16Even at the turn of the century, the Senate was regarded as such a check, as noted by Sir Clifford Clifton: it must also be remembered that, under our system, the power of the Cabinet tends to grow at the expense of the House of Commons. ...The Senate is not so much a check on the House of Commons as it is upon the Cabinet, and there can be no doubt that its influence in this respect is salutary." ("The Foundation of a New Era", in J.O. Millet, ed., The New Era in Canada. London, 1917, p. 50).  

Source: Reflections on the Path to Senate Reform, Senator Serge Joyal



On July 2, 2010 a formal request was made by the RCC to the House Committee on Public Safety and National Security to submit its evidence:


Parliament of Canada

House of Commons

Ottawa, Ontario 

Attention: Marc Oliver Girard, Clerk of the Committee 

Dear Sir: 


Re:  Briefing on the Canadian Security Intelligence Service, July 5, 2010


This is to advise that I am the founder of the Reform Coalition of Canada.  I formally request to be heard as a witness at the above-captioned to give testimony on matters directly relevant to submissions and evidence of CSIS Director Richard Fadden.  I conducted an in-depth and comprehensive research project, which began in March 2004 and has continued to the present day.   

Best regards, 

Brad Kempo B.A. LL.B.

Barrister & Solicitor [Alberta, Inactive] 

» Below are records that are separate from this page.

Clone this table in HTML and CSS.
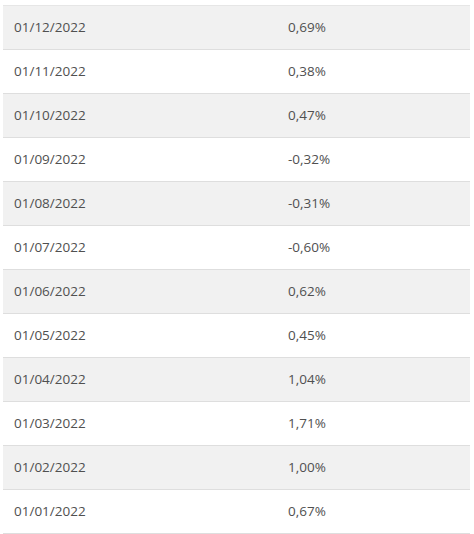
FILE: index.html
```html
<!DOCTYPE html>
<html>
<head>
<meta charset="utf-8">
<link rel="stylesheet" href="styles.css">
</head>
<body>
<div class="table">
  <div class="row alt"><div class="cell date">01/12/2022</div><div class="cell val">0,69%</div></div>
  <div class="row"><div class="cell date">01/11/2022</div><div class="cell val">0,38%</div></div>
  <div class="row alt"><div class="cell date">01/10/2022</div><div class="cell val">0,47%</div></div>
  <div class="row"><div class="cell date">01/09/2022</div><div class="cell val">-0,32%</div></div>
  <div class="row alt"><div class="cell date">01/08/2022</div><div class="cell val">-0,31%</div></div>
  <div class="row"><div class="cell date">01/07/2022</div><div class="cell val">-0,60%</div></div>
  <div class="row alt"><div class="cell date">01/06/2022</div><div class="cell val">0,62%</div></div>
  <div class="row"><div class="cell date">01/05/2022</div><div class="cell val">0,45%</div></div>
  <div class="row alt"><div class="cell date">01/04/2022</div><div class="cell val">1,04%</div></div>
  <div class="row"><div class="cell date">01/03/2022</div><div class="cell val">1,71%</div></div>
  <div class="row alt"><div class="cell date">01/02/2022</div><div class="cell val">1,00%</div></div>
  <div class="row"><div class="cell date">01/01/2022</div><div class="cell val">0,67%</div></div>
</div>
</body>
</html>
```
FILE: styles.css
```css
html, body {
  margin: 0;
  padding: 0;
  background: #fff;
}
body {
  padding: 5px 4px 0 3px;
  font-family: "Open Sans", "Liberation Sans", sans-serif;
  font-size: 13.5px;
  color: #505050;
}
.table {
  display: flex;
  flex-direction: column;
  border-top: 1px solid #e6e6e6;
}
.row {
  display: grid;
  grid-template-columns: 274px 1fr;
  height: 43px;
  border-bottom: 1px solid #dedede;
  align-items: center;
}
.row.alt {
  background: #f1f1f1;
}
.cell {
  padding: 0 11px 2px;
}
```
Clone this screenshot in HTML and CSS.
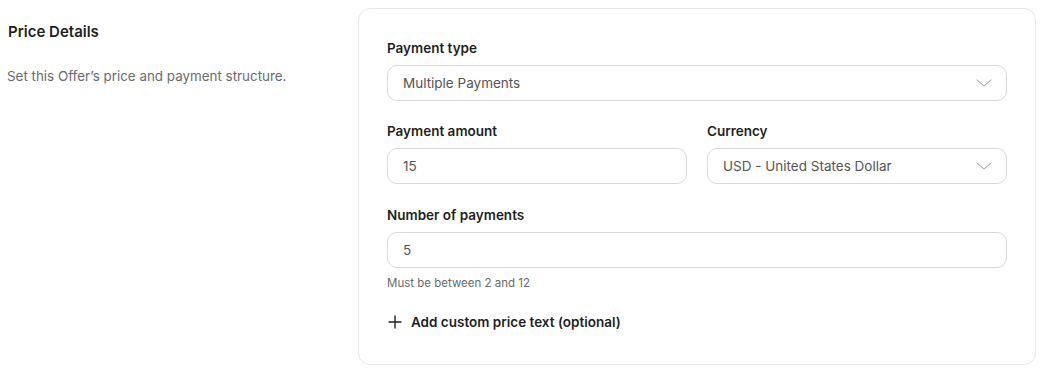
FILE: index.html
```html
<!DOCTYPE html>
<html lang="en">
<head>
<meta charset="utf-8">
<title>Price Details</title>
<link rel="stylesheet" href="styles.css">
</head>
<body>
<div class="page">
  <div class="intro">
    <h2 class="intro-title">Price Details</h2>
    <p class="intro-text">Set this Offer’s price and payment structure.</p>
  </div>
  <div class="card">
    <div class="field">
      <label class="label">Payment type</label>
      <div class="control select">
        <span class="value">Multiple Payments</span>
        <svg class="chev" width="16" height="8" viewBox="0 0 16 8"><path d="M1 1l7 6 7-6" fill="none" stroke="#9a9a9a" stroke-width="1" stroke-linecap="round" stroke-linejoin="round"/></svg>
      </div>
    </div>
    <div class="row">
      <div class="field">
        <label class="label">Payment amount</label>
        <div class="control"><span class="value">15</span></div>
      </div>
      <div class="field">
        <label class="label">Currency</label>
        <div class="control select">
          <span class="value">USD - United States Dollar</span>
          <svg class="chev" width="16" height="8" viewBox="0 0 16 8"><path d="M1 1l7 6 7-6" fill="none" stroke="#9a9a9a" stroke-width="1" stroke-linecap="round" stroke-linejoin="round"/></svg>
        </div>
      </div>
    </div>
    <div class="field">
      <label class="label">Number of payments</label>
      <div class="control"><span class="value">5</span></div>
      <p class="hint">Must be between 2 and 12</p>
    </div>
    <div class="add">
      <svg width="14" height="14" viewBox="0 0 14 14"><path d="M7 0.5v13M0.5 7h13" stroke="#222" stroke-width="1.4"/></svg>
      <span>Add custom price text (optional)</span>
    </div>
  </div>
</div>
</body>
</html>
```

FILE: styles.css
```css
* { box-sizing: border-box; }
html, body { margin: 0; padding: 0; background: #fff; }
body {
  font-family: Inter, "Noto Sans", Arial, sans-serif;
  color: #1f1f1f;
}
.page {
  display: flex;
  padding: 8px 8px 7px 8px;
}
.intro {
  width: 350px;
  flex: none;
  padding-top: 14px;
}
.intro-title {
  margin: 0;
  font-size: 15px;
  font-weight: 600;
  line-height: 20px;
  color: #1f1f1f;
}
.intro-text {
  margin: 25px 0 0 -1px;
  font-size: 13.4px;
  line-height: 18px;
  color: #6b6b6b;
}
.card {
  flex: 1;
  border: 1px solid #e8e8e8;
  border-radius: 12px;
  padding: 29px 28px 31px 28px;
  display: flex;
  flex-direction: column;
  gap: 20px;
}
.row {
  display: flex;
  gap: 20px;
  margin-bottom: 1px;
}
.row .field { flex: 1; }
.field {
  display: flex;
  flex-direction: column;
}
.label {
  font-size: 13.5px;
  font-weight: 600;
  line-height: 20px;
  margin-bottom: 7px;
  color: #1f1f1f;
}
.control {
  height: 36px;
  border: 1px solid #d9d9d9;
  border-radius: 10px;
  display: flex;
  align-items: center;
  padding: 0 14px 0 15px;
}
.value {
  font-size: 13.5px;
  color: #555;
  flex: 1;
}
.chev { flex: none; margin-right: 0; }
.hint {
  margin: 7px 0 0 0;
  font-size: 11.5px;
  line-height: 16px;
  color: #6b6b6b;
}
.add {
  display: flex;
  align-items: center;
  gap: 9px;
  font-size: 13.5px;
  font-weight: 600;
  color: #1f1f1f;
  margin-top: 0;
  padding-left: 1px;
  height: 22px;
}
```
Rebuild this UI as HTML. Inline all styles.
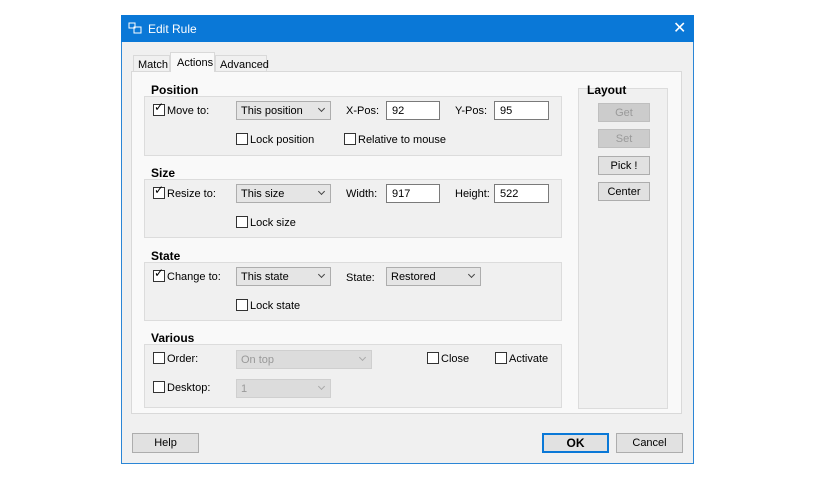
<!DOCTYPE html><html><head><style>
*{box-sizing:border-box}
body{margin:0;width:836px;height:484px;background:#fff;font-family:"Liberation Sans",sans-serif;font-size:11px;color:#000;position:relative;overflow:hidden}
.a{position:absolute}
.win{left:121px;top:15px;width:573px;height:449px;background:#f0f0f0;border:1px solid #2b86d6}
.title{left:121px;top:15px;width:573px;height:27px;background:#0a78d7;color:#fff;font-size:12px}
.panel{left:131px;top:71px;width:551px;height:343px;background:#f9f9f9;border:1px solid #d9d9d9}
.grp{background:#f0f0f0;border:1px solid #dcdcdc}
.gt{font-weight:bold;font-size:12px}
.cb{width:12px;height:12px;border:1px solid #333;background:#fff}
.dd{height:19px;background:#e5e5e5;border:1px solid #adadad;padding:3px 4px 1px}
.dd:after{content:"";position:absolute;right:6px;top:4px;width:4px;height:4px;border-right:1px solid #444;border-bottom:1px solid #444;transform:rotate(45deg)}
.dis{background:#dcdcdc;border-color:#cfcfcf;color:#999}
.dis:after{border-color:#aaa}
.tb{height:19px;background:#fff;border:1px solid #7a7a7a;padding:3px 5px 1px}
.btn{height:19px;background:#e1e1e1;border:1px solid #adadad;text-align:center;line-height:18px}
.bd{color:#9a9a9a;background:#ccc;border-color:#bfbfbf}
</style></head><body>
<div class="a win"></div>
<div class="a title"><svg class="a" style="left:7px;top:7px" width="14" height="12"><rect x="1" y="1" width="6" height="5" fill="none" stroke="#fff"/><rect x="6" y="5" width="7" height="6" fill="none" stroke="#fff"/></svg><span class="a" style="left:27px;top:7px">Edit Rule</span><span class="a" style="left:552px;top:3px;font-size:16px">✕</span></div>
<div class="a panel"></div>
<div class="a" style="left:133px;top:55px;width:37px;height:17px;border:1px solid #d9d9d9;border-bottom:none;padding:3px 4px">Match</div>
<div class="a" style="left:170px;top:52px;width:45px;height:20px;background:#f9f9f9;border:1px solid #d9d9d9;border-bottom:none;padding:4px 6px">Actions</div>
<div class="a" style="left:215px;top:55px;width:52px;height:17px;border:1px solid #d9d9d9;border-bottom:none;padding:3px 4px">Advanced</div>

<div class="a grp" style="left:144px;top:96px;width:418px;height:60px"></div>
<div class="a gt" style="left:151px;top:83px">Position</div>
<div class="a cb" style="left:153px;top:104px"></div><span class="a" style="left:154px;top:100px;font-size:12px">✓</span><span class="a" style="left:167px;top:105px">Move to:</span>
<div class="a dd" style="left:236px;top:101px;width:95px">This position</div>
<span class="a" style="left:346px;top:105px">X-Pos:</span><div class="a tb" style="left:386px;top:101px;width:54px">92</div>
<span class="a" style="left:455px;top:105px">Y-Pos:</span><div class="a tb" style="left:494px;top:101px;width:55px">95</div>
<div class="a cb" style="left:236px;top:133px"></div><span class="a" style="left:250px;top:134px">Lock position</span>
<div class="a cb" style="left:344px;top:133px"></div><span class="a" style="left:358px;top:134px">Relative to mouse</span>

<div class="a grp" style="left:144px;top:179px;width:418px;height:59px"></div>
<div class="a gt" style="left:151px;top:166px">Size</div>
<div class="a cb" style="left:153px;top:187px"></div><span class="a" style="left:154px;top:183px;font-size:12px">✓</span><span class="a" style="left:167px;top:188px">Resize to:</span>
<div class="a dd" style="left:236px;top:184px;width:95px">This size</div>
<span class="a" style="left:346px;top:188px">Width:</span><div class="a tb" style="left:386px;top:184px;width:54px">917</div>
<span class="a" style="left:455px;top:188px">Height:</span><div class="a tb" style="left:494px;top:184px;width:55px">522</div>
<div class="a cb" style="left:236px;top:216px"></div><span class="a" style="left:250px;top:217px">Lock size</span>

<div class="a grp" style="left:144px;top:262px;width:418px;height:59px"></div>
<div class="a gt" style="left:151px;top:249px">State</div>
<div class="a cb" style="left:153px;top:270px"></div><span class="a" style="left:154px;top:266px;font-size:12px">✓</span><span class="a" style="left:167px;top:271px">Change to:</span>
<div class="a dd" style="left:236px;top:267px;width:95px">This state</div>
<span class="a" style="left:346px;top:272px">State:</span><div class="a dd" style="left:386px;top:267px;width:95px">Restored</div>
<div class="a cb" style="left:236px;top:299px"></div><span class="a" style="left:250px;top:300px">Lock state</span>

<div class="a grp" style="left:144px;top:344px;width:418px;height:64px"></div>
<div class="a gt" style="left:151px;top:331px">Various</div>
<div class="a cb" style="left:153px;top:352px"></div><span class="a" style="left:167px;top:353px">Order:</span>
<div class="a dd dis" style="left:236px;top:350px;width:136px">On top</div>
<div class="a cb" style="left:427px;top:352px"></div><span class="a" style="left:441px;top:353px">Close</span>
<div class="a cb" style="left:495px;top:352px"></div><span class="a" style="left:509px;top:353px">Activate</span>
<div class="a cb" style="left:153px;top:381px"></div><span class="a" style="left:167px;top:382px">Desktop:</span>
<div class="a dd dis" style="left:236px;top:379px;width:95px">1</div>

<div class="a grp" style="left:578px;top:88px;width:90px;height:321px"></div>
<div class="a gt" style="left:587px;top:83px">Layout</div>
<div class="a btn bd" style="left:598px;top:103px;width:52px">Get</div>
<div class="a btn bd" style="left:598px;top:129px;width:52px">Set</div>
<div class="a btn" style="left:598px;top:156px;width:52px">Pick !</div>
<div class="a btn" style="left:598px;top:182px;width:52px">Center</div>

<div class="a btn" style="left:132px;top:433px;width:67px;height:20px">Help</div>
<div class="a btn" style="left:542px;top:433px;width:67px;height:20px;border:2px solid #0a78d7;font-weight:bold;font-size:12px;line-height:16px">OK</div>
<div class="a btn" style="left:616px;top:433px;width:67px;height:20px">Cancel</div>
</body></html>
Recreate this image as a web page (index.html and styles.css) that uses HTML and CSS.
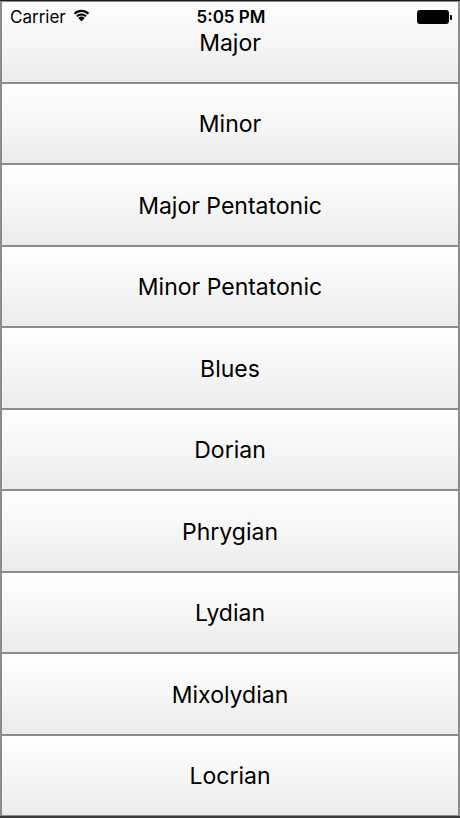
FILE: index.html
```html
<!DOCTYPE html>
<html lang="en">
<head>
    <meta charset="UTF-8">
    <meta name="viewport" content="width=device-width, initial-scale=1.0">
    <title>Scales</title>
    <link rel="stylesheet" href="styles.css">
</head>
<body>
    <div class="screen">
        <div class="status-bar">
            <div class="carrier">
                Carrier
                <svg class="wifi" width="17" height="13" viewBox="0 0 17 13">
                    <path d="M8.5 12.5 L5.3 8.9 A4.6 4.6 0 0 1 11.7 8.9 Z" fill="#000"/>
                    <path d="M3.2 6.6 A7.6 7.6 0 0 1 13.8 6.6 L12.4 8.1 A5.6 5.6 0 0 0 4.6 8.1 Z" fill="#000"/>
                    <path d="M0.8 4 A11 11 0 0 1 16.2 4 L14.8 5.6 A8.9 8.9 0 0 0 2.2 5.6 Z" fill="#000"/>
                </svg>
            </div>
            <div class="time">5:05 PM</div>
            <div class="battery">
                <span class="battery-body"></span>
                <span class="battery-nub"></span>
            </div>
        </div>

        <div class="scale-list">
            <button type="button" class="scale-btn">Major</button>
            <button type="button" class="scale-btn">Minor</button>
            <button type="button" class="scale-btn">Major Pentatonic</button>
            <button type="button" class="scale-btn">Minor Pentatonic</button>
            <button type="button" class="scale-btn">Blues</button>
            <button type="button" class="scale-btn">Dorian</button>
            <button type="button" class="scale-btn">Phrygian</button>
            <button type="button" class="scale-btn">Lydian</button>
            <button type="button" class="scale-btn">Mixolydian</button>
            <button type="button" class="scale-btn">Locrian</button>
        </div>
    </div>
</body>
</html>
```

FILE: styles.css
```css
html, body {
    margin: 0;
    padding: 0;
    background-color: #1e1e1e;
}
.screen {
    position: relative;
    width: 460px;
    height: 818px;
    box-sizing: border-box;
    border-top: 1px solid #1e1e1e;
    border-bottom: 2px solid #3a3a3a;
    background-color: #fff;
    font-family: Inter, "Noto Sans", sans-serif;
}

/* status bar sits on top of the first button */
.status-bar {
    position: absolute;
    top: 0;
    left: 0;
    right: 0;
    height: 32px;
    display: flex;
    align-items: center;
    justify-content: space-between;
    padding: 0 8px 0 10px;
    color: #000;
    z-index: 2;
    pointer-events: none;
}
.carrier {
    display: flex;
    align-items: center;
    gap: 7px;
    font-size: 17px;
    width: 140px;
}
.wifi {
    margin-top: -3px;
}
.time {
    font-size: 17px;
    font-weight: 600;
}
.battery {
    width: 140px;
    display: flex;
    align-items: center;
    justify-content: flex-end;
}
.battery-body {
    width: 32px;
    height: 14px;
    background-color: #000;
    border-radius: 3px;
}
.battery-nub {
    width: 2px;
    height: 5px;
    margin-left: 1px;
    background-color: #000;
    border-radius: 0 1px 1px 0;
}

.scale-list {
    display: flex;
    flex-direction: column;
    height: 100%;
}
.scale-btn {
    flex: 1;
    margin: 0;
    padding: 2px 0 0;
    border: 1px solid #8c8c8c;
    border-left-width: 2px;
    border-right-width: 2px;
    background: linear-gradient(to bottom, #fefefe 0%, #f6f6f6 50%, #ebebeb 100%);
    font-family: Inter, "Noto Sans", sans-serif;
    font-size: 23px;
    color: #000;
    text-align: center;
    cursor: pointer;
}
.scale-btn:active {
    background: #d8d8d8;
}
```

c.c.    MP Gary Breitkreuz (Chair), MP Mark Holland & MP Don Davies (Vice-Chairs) Committee on Public Safety and National Security and CSIS Director Richard Fadden



MPs Breitkreuz and Holland were recipients of the Fiefdom treatise in the spring of 2008.   Now as Chair and Vice-Chair of the committee, it will be interesting to see how they deal with the request.  Will it be more institutional abdication – which will fuel RCC invitees’ justification for joining the national awareness campaign, or will they show loyalty to Canadian interests by acceding to the request to be heard?